Image-based Video Search Engine: Keyframe Extraction

More Info
expand_more

Abstract

In this report, the analysis and design of a system that extracts keyframes from videos is detailed. The need for such a sub-module stems from the similarity of frames in a video. To aid in reducing the computation time of the content based video search engine, the Keyframe Extraction Module reduces the amount of frames by discarding frames that are similar in information. Determining what frames can be considered similar is one of the main challenges, as there are many ways of assigning values to how much frames differ. In the past decades, many research has been done on keyframe extraction and video summarization and many methods are proposed to form keyframe selections, varying in what is considered salient information and varying in computation time. The most challenging part of the design is that there is a time constraint present, which called for a proper analysis in what methods are suitable.
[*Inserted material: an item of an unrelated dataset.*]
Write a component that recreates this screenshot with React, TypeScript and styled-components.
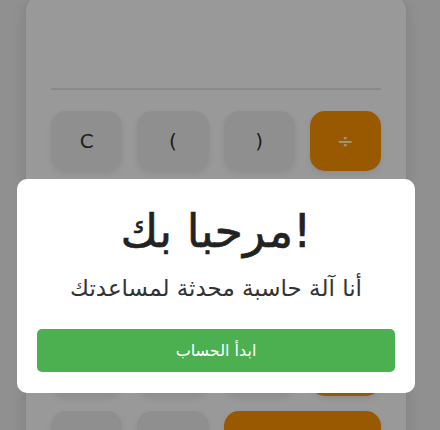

After all, this limitation when creating video summaries is often not a large topic in research papers.This report will cover Shot Detection techniques along with various Keyframe Extraction methods that can be categorized in clustering, visual content, fixed selection and uniform sampling. Furthermore, evaluation methods like the Fidelity measure for the performance of particular methods are also addressed, as determining how well a keyframe selection is is not trivial. It is concluded that out of the techniques analyzed, a combination of VSUMM clustering and histogram matching along with histogram-based shot based detection with a CFAR threshold and pre-sampling is most suitable for the general case under a time constraint. Future work could include looking at hierarchical clustering methods and optimizing the Shot Boundary Detection module following the most recent papers.